Indeed, if the field were chosen and seeded strictly by RPI, the committee would be unnecessary.

But while many of his predecessors wanted us to believe the RPI’s influence was minimal, Bobinski embraced the truth: Nearly every metric considered by the panel – records versus the top 50 and 100, strength of schedule and non-conference strength of schedule – is rooted in the RPI.

That makes the RPI a very big deal.

“The RPI is one of many tools that are available to us as a committee,” Bobinski said. “We use and rely on a number of different ranking tools and evaluation tools out there. I think they all have relative strengths and in some cases relative weaknesses.

“Interestingly, last week we asked a statistician that works with the NCAA who is really, really sharp, to sort of do a comparison of all the major different rankings that exist, including the RPI and others that you can all probably certainly come up with who they are, and compare those evaluations systems with performance in the tournament. …

“We were all surprised to see that the RPI actually did end up with the highest level of predictive value and the highest correlation with ultimately success in the tournament. That doesn't mean we're going to use it more or less this year. It's just a very interesting piece of information.

“We use the RPI, honestly, as a means to categorize the field, categorize the teams that are under consideration. And really, what is more important, is common opponents in head-to-head competition that might happen during the course of the year. Some of the other factors that we also use, we have regional advisory committee rankings by coaches around the country. We look at non-conference records as previously spoken about, non-conference RPIs, road records, injury to key players, and a lot of special circumstances that might occur during the course of the year. …

“So if you look on the NCAA website and see the nitty gritty or see our team sheets, it's RPI driven, so it's clearly in there and it's a tool that's important to what we do. But we don't ever say team X's RPI is at a number that we absolutely have to put them in the field or not. It never gets used in that fashion at all, I assure you of that.”

For example, even though North Carolina is 46 spots ahead of Virginia on the RPI, the latter’s resume compares favorably.

The Tar Heels are 1-6 against the top 25 and top 50. They are 4-7 against the top 100.

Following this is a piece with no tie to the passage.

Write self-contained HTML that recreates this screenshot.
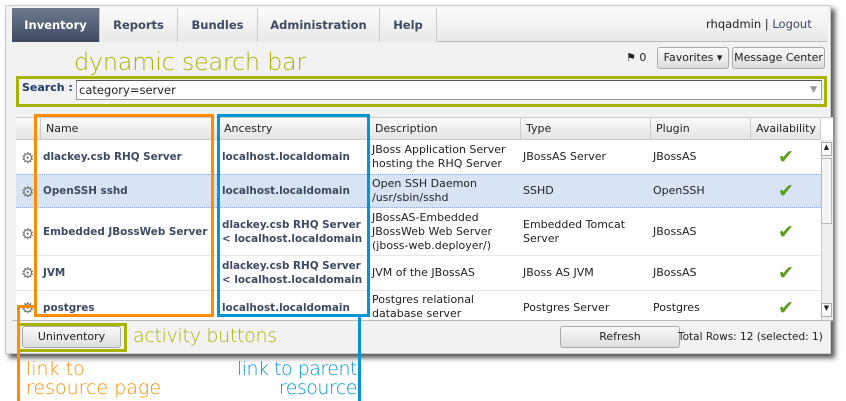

The Cavaliers are 1-0 versus the top 25, 2-0 versus the top 50 and 6-0 versus the top 100.

But now consider their schedules. Carolina has played Miami twice and Duke once, dropping all three games. Virginia has yet to play either of the ACC’s top two teams.

The Tar Heels’ non-conference schedule is No. 120, the Cavaliers’ No. 323. Moreover, Virginia defeated Carolina head-to-head.

Reporters at the mock selection – I participated in 2008 and hope to again -- chose the Cavaliers for the field and not the Tar Heels. Seems fair, given the incomplete data available.

With Virginia a solid third in the ACC standings, some Cavaliers faithful have suggested to me that there’s no way the committee can bypass the ACC’s No. 3. The seasons are not identical, but 2000 says otherwise.

Virginia and Carolina tied for third that year at 9-7. Moreover, the Cavaliers swept the Tar Heels during the regular season, and both lost in the ACC tournament quarterfinals.

But Carolina, No. 41 on the RPI and 3-8 versus the top 50, made the field as an 8 seed. Virginia, No. 76 on the RPI and 3-4 against the top 50, was bypassed.

The Tar Heels’ strength of schedule was 13th, the Cavaliers’ 109th (the non-conference breakdown is not available that far back).

“We're disappointed,” then-Virginia coach Pete Gillen said after the snub. “We felt we deserved to be in.”

In the opening round of the NIT, the Cavaliers lost to Georgetown 115-111 in triple-overtime. The Tar Heels advanced to the Final Four.


For those of us who recoil at the notion of expanding the tournament, to 96 or, heaven forbid, 128 teams, Bobinski offered encouragement Wednesday.

“This is just me speaking at this point in time,” he said when I asked about the field growing. “I would tell you that I feel no compunction at all to think about expanding the tournament. I think 68, while we didn't set out to come up with, I was part of the committee when we allowed that. We didn't set out with 68 as a goal. It was sort of a compromise position that we arrived at in the course of a lot of conversation.”

Bobinski said that the so-called First Four, four opening-round games Tuesday and Wednesday in Dayton, Ohio, “has worked out extremely well. I think we've gotten better as a committee and an NCAA basketball staff of making that into an event that really makes a lot of sense and is administered properly and doesn't put teams at any significant disadvantage.

“The first year we didn't do it as well as we could have, but since then, it's worked very, very well. I feel like it's a nice way to kickoff the championship. It really sort of gives it a front end, and then it's connected to the Final Four at the back end. …

“Dayton, I think this year as we sit here today, is sold out for that event, which is an amazing thing. I'm not sure there are a lot of communities around the country that could pull that off, but Dayton has sold out that event. It will really give the teams that are there a real feeling of being part of the NCAA Championships.”

The First Four debuted two years ago and features the four lowest-rated at-large teams and four lowest-rated automatic qualifiers. VCU was part of the group in 2011 and famously won five games to reach the Final Four.

Previously, the field was 65 teams with a single play-in game in Dayton. I preferred the symmetry of a 64-team bracket, but there’s no chance of the NCAA cutting the available at-large bids from the current 37 back to 33.

With Dayton also hosting second- and third-round games, there’s a good chance some of the First Four winners will remain in Dayton to play their subsequent games.

“We also have this year sites in Lexington and Auburn Hills, which are very convenient to Dayton also,” Bobinski said. “So I think we have enough flexibility there to provide teams without disadvantage(d) … next-round travel circumstances.”